Vivien Blackett
Vivien Blackett was an artist in residence at the National Gallery, London, during the time of this solo exhibition. The residency continues today, and is organised every year so that an artist can receive the benefits of a studio at the heart of one of the world’s great collections and so that visitors can talk to a living artist within the context of history that only the gallery can provide.
Blackett uses strong, bold colours and her subjects are the landscape and still life. These two subjects are often combined, sometimes causing clashes in size between objects, or object and background. She is concerned to create certain moods and does this by emphasizing different aspects of her formal repertoire of objects. The artist said of her work for this exhibition:
“My language of ‘characters’ is quite interchangeable. For example, a triangle, loop or crescent can be very dynamic in the painting but still or statuesque in another, and the roles often change several times while working in a painting”.
The exhibition was opened by Alistair Smith – Keeper, Education and Exhibitions, National Gallery.
During the exhibition, the artist worked with schools in Portsmouth, in which selected resulting work was shown at the gallery alongside the show.
About the artist:
Vivien Blackett (1956) is a London-based painter who studied fine art at Goldsmiths’ College.

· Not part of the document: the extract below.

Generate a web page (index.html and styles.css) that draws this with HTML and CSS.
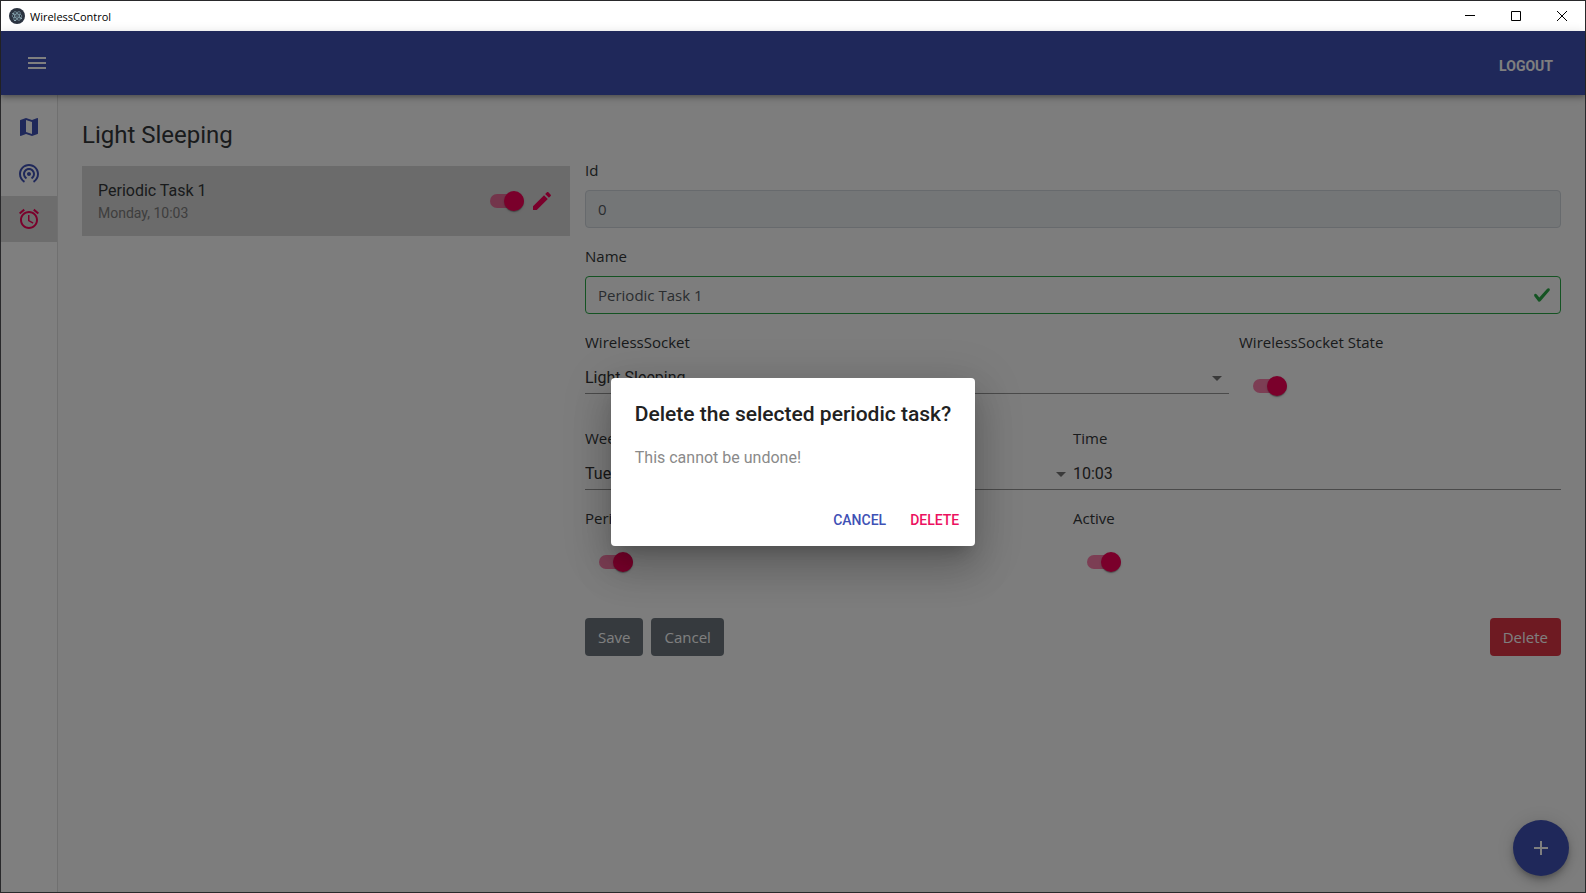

She was artist-in-residence at the National Gallery, 1986–7, and Camden Arts Centre, 1992. In that year she was included in the Women’s Art exhibition at New Hall, Cambridge. In 2007 Blackett created a body of work for a solo exhibition at the London School of Hygiene & Tropical Medicine. Blackett wrote that her work was “concerned with generating new meaning through the juxtaposition of different images, both borrowed and invented. I am interested in our quest for knowledge of the world we inhabit. I borrow images from books on subjects as diverse as chemistry, cooking and witchcraft, which I adapt as I work, often combining them with images of my own invention” She has an “interest in illusion and in the difference between the surface appearance of things, what does or might lie beneath”.